## Directions
Write the listing below out again exactly, dropping the images.

## The data
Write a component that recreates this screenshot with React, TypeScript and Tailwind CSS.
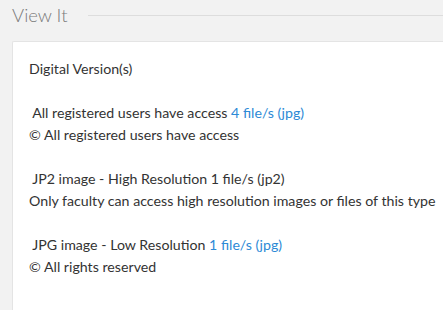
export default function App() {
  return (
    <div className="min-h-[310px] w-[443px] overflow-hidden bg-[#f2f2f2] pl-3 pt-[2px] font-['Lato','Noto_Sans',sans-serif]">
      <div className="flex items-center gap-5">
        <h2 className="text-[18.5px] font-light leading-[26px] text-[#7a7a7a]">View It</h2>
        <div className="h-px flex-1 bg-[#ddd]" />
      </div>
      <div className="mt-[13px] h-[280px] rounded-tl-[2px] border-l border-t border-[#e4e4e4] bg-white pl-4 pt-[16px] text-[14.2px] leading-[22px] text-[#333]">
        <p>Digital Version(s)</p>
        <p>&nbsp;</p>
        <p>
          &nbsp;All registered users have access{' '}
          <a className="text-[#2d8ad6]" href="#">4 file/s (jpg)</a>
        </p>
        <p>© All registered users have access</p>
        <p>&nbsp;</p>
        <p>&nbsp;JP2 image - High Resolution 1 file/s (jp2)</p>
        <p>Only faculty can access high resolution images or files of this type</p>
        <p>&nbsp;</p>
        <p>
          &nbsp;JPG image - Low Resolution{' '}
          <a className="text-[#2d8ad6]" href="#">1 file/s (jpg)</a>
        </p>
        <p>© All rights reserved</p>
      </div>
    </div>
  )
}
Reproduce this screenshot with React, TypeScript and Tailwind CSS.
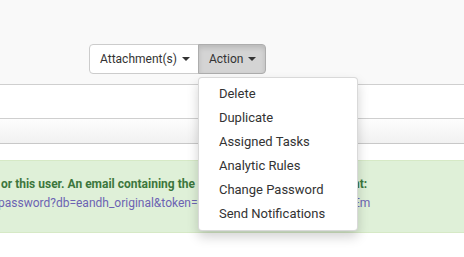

## Exercise response
Write a component that recreates this screenshot with React, TypeScript and Tailwind CSS.
export default function App() {
  return (
    <div className="min-h-[310px] w-[443px] overflow-hidden bg-[#f2f2f2] pl-3 pt-[2px] font-['Lato','Noto_Sans',sans-serif]">
      <div className="flex items-center gap-5">
        <h2 className="text-[18.5px] font-light leading-[26px] text-[#7a7a7a]">View It</h2>
        <div className="h-px flex-1 bg-[#ddd]" />
      </div>
      <div className="mt-[13px] h-[280px] rounded-tl-[2px] border-l border-t border-[#e4e4e4] bg-white pl-4 pt-[16px] text-[14.2px] leading-[22px] text-[#333]">
        <p>Digital Version(s)</p>
        <p>&nbsp;</p>
        <p>
          &nbsp;All registered users have access{' '}
          <a className="text-[#2d8ad6]" href="#">4 file/s (jpg)</a>
        </p>
        <p>© All registered users have access</p>
        <p>&nbsp;</p>
        <p>&nbsp;JP2 image - High Resolution 1 file/s (jp2)</p>
        <p>Only faculty can access high resolution images or files of this type</p>
        <p>&nbsp;</p>
        <p>
          &nbsp;JPG image - Low Resolution{' '}
          <a className="text-[#2d8ad6]" href="#">1 file/s (jpg)</a>
        </p>
        <p>© All rights reserved</p>
      </div>
    </div>
  )
}
Reproduce this screenshot with React, TypeScript and Tailwind CSS.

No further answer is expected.